Die Beschwerdeführerin hat mit der vorgeschriebenen Bankgarantie das Mittel zur Sicherstellung zwingend vorgegeben und damit gegen § 63 Abs. 2 BVergG 2002 verstoßen (siehe dazu Pachner in Schramm/Aicher/Fruhmann/Thienel, Kommentar zum Bundesvergabegesetz, § 63 Rz 20).

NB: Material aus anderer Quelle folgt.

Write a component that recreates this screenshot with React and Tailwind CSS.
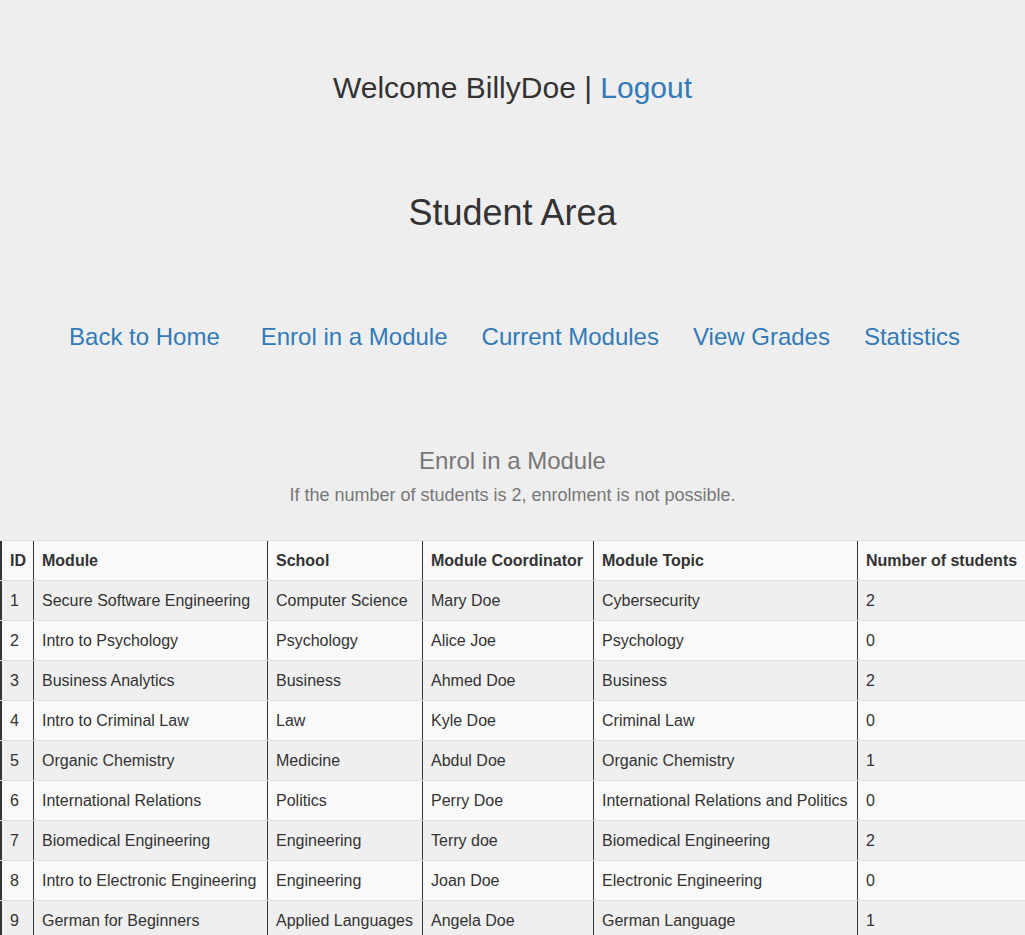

Die belangte Behörde ist somit im Ergebnis mit ihrer Ansicht im Recht, dass die verfahrensgegenständliche Ausschreibung in ihren Bestimmungen betreffend die Bankgarantie rechtswidrig gewesen ist. Der angefochtene Bescheid ist schon aus diesem Grund nicht als rechtswidrig zu erkennen, weshalb sich ein Eingehen auf die weiteren von der belangten Behörde als vergaberechtswidrig erkannten Ausschreibungsbestimmungen und das diesbezügliche Beschwerdevorbringen erübrigte.
Die Beschwerde war daher gemäß § 42 Abs. 1 VwGG als unbegründet abzuweisen.
5. Die Kostenentscheidung beruht auf den §§ 47 ff VwGG iVm der VwGH-Aufwandersatzverordnung BGBl. II Nr. 455/2008.